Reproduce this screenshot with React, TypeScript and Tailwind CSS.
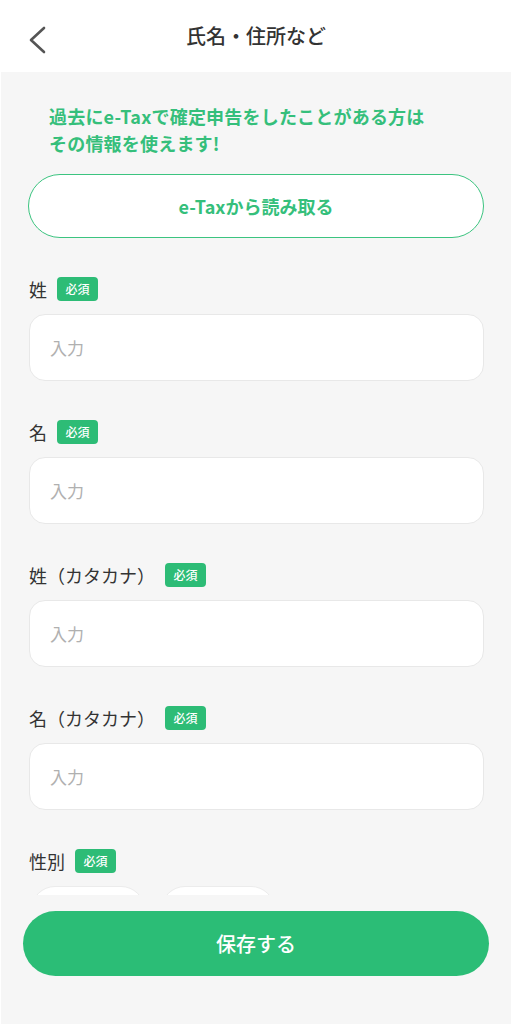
import React from 'react';

const fields = ['姓', '名', '姓（カタカナ）', '名（カタカナ）'];

function Badge() {
  return (
    <span className="flex h-[24px] w-[41px] items-center justify-center rounded-[4px] bg-[#2dbc76] text-[12px] font-medium leading-none text-white">
      必須
    </span>
  );
}

function FieldLabel({ label }: { label: string }) {
  return (
    <div className="flex h-[24px] items-center gap-[10px]">
      <span className="text-[18px] leading-none text-[#333]">{label}</span>
      <Badge />
    </div>
  );
}

export default function App() {
  return (
    <div
      className="flex h-[1024px] w-full flex-col overflow-hidden border-l border-white bg-[#f6f6f6]"
      style={{ fontFamily: '"Noto Sans CJK JP", "Noto Sans", sans-serif' }}
    >
      {/* Header */}
      <header className="relative flex h-[72px] shrink-0 items-center justify-center bg-white">
        <button className="absolute left-[21px] top-[20px] p-[4px]">
          <svg width="24" height="32" viewBox="0 0 24 32" fill="none">
            <polyline
              points="18,4 5,16 18,28"
              stroke="#555"
              strokeWidth="2.6"
              strokeLinecap="round"
              strokeLinejoin="round"
            />
          </svg>
        </button>
        <h1 className="text-[20px] font-medium text-[#333]">氏名・住所など</h1>
      </header>

      {/* Body */}
      <main className="flex-1 overflow-hidden px-[27px] pt-[31px]">
        <p className="pl-[21px] text-[18px] font-bold leading-[27px] tracking-[0.2px] text-[#35bf7b]">
          過去にe-Taxで確定申告をしたことがある方は
          <br />
          その情報を使えます!
        </p>
        <button className="mt-[17px] flex h-[64px] w-full items-center justify-center rounded-full border-[1.5px] border-[#3cc480] bg-white text-[18px] font-bold text-[#35bf7b]">
          e-Taxから読み取る
        </button>

        <div className="mt-[39px] flex flex-col gap-[39px] pl-[1px]">
          {fields.map((f) => (
            <div key={f} className="flex flex-col gap-[13px]">
              <FieldLabel label={f} />
              <div className="flex h-[67px] items-center rounded-[16px] border border-[#e8e8e8] bg-white pl-[20px]">
                <span className="text-[17px] text-[#b0b0b0]">入力</span>
              </div>
            </div>
          ))}
          <div className="flex flex-col gap-[13px]">
            <FieldLabel label="性別" />
            <div className="flex gap-[16px] pl-[2px]">
              <div className="h-[60px] w-[114px] rounded-[24px] border border-[#ececec] bg-white" />
              <div className="h-[60px] w-[114px] rounded-[24px] border border-[#ececec] bg-white" />
            </div>
          </div>
        </div>
      </main>

      {/* Footer */}
      <footer className="h-[129px] shrink-0 bg-[#f6f6f6] px-[22px] pt-[16px]">
        <button className="flex h-[65px] w-full items-center justify-center rounded-full bg-[#2bbd76] text-[20px] font-medium text-white">
          保存する
        </button>
      </footer>
    </div>
  );
}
________________
◆ Directions for this task:
Return the listing above in full and without alteration, excluding its pictures.

◆ Result:
Reproduce this screenshot with React, TypeScript and Tailwind CSS.
import React from 'react';

const fields = ['姓', '名', '姓（カタカナ）', '名（カタカナ）'];

function Badge() {
  return (
    <span className="flex h-[24px] w-[41px] items-center justify-center rounded-[4px] bg-[#2dbc76] text-[12px] font-medium leading-none text-white">
      必須
    </span>
  );
}

function FieldLabel({ label }: { label: string }) {
  return (
    <div className="flex h-[24px] items-center gap-[10px]">
      <span className="text-[18px] leading-none text-[#333]">{label}</span>
      <Badge />
    </div>
  );
}

export default function App() {
  return (
    <div
      className="flex h-[1024px] w-full flex-col overflow-hidden border-l border-white bg-[#f6f6f6]"
      style={{ fontFamily: '"Noto Sans CJK JP", "Noto Sans", sans-serif' }}
    >
      {/* Header */}
      <header className="relative flex h-[72px] shrink-0 items-center justify-center bg-white">
        <button className="absolute left-[21px] top-[20px] p-[4px]">
          <svg width="24" height="32" viewBox="0 0 24 32" fill="none">
            <polyline
              points="18,4 5,16 18,28"
              stroke="#555"
              strokeWidth="2.6"
              strokeLinecap="round"
              strokeLinejoin="round"
            />
          </svg>
        </button>
        <h1 className="text-[20px] font-medium text-[#333]">氏名・住所など</h1>
      </header>

      {/* Body */}
      <main className="flex-1 overflow-hidden px-[27px] pt-[31px]">
        <p className="pl-[21px] text-[18px] font-bold leading-[27px] tracking-[0.2px] text-[#35bf7b]">
          過去にe-Taxで確定申告をしたことがある方は
          <br />
          その情報を使えます!
        </p>
        <button className="mt-[17px] flex h-[64px] w-full items-center justify-center rounded-full border-[1.5px] border-[#3cc480] bg-white text-[18px] font-bold text-[#35bf7b]">
          e-Taxから読み取る
        </button>

        <div className="mt-[39px] flex flex-col gap-[39px] pl-[1px]">
          {fields.map((f) => (
            <div key={f} className="flex flex-col gap-[13px]">
              <FieldLabel label={f} />
              <div className="flex h-[67px] items-center rounded-[16px] border border-[#e8e8e8] bg-white pl-[20px]">
                <span className="text-[17px] text-[#b0b0b0]">入力</span>
              </div>
            </div>
          ))}
          <div className="flex flex-col gap-[13px]">
            <FieldLabel label="性別" />
            <div className="flex gap-[16px] pl-[2px]">
              <div className="h-[60px] w-[114px] rounded-[24px] border border-[#ececec] bg-white" />
              <div className="h-[60px] w-[114px] rounded-[24px] border border-[#ececec] bg-white" />
            </div>
          </div>
        </div>
      </main>

      {/* Footer */}
      <footer className="h-[129px] shrink-0 bg-[#f6f6f6] px-[22px] pt-[16px]">
        <button className="flex h-[65px] w-full items-center justify-center rounded-full bg-[#2bbd76] text-[20px] font-medium text-white">
          保存する
        </button>
      </footer>
    </div>
  );
}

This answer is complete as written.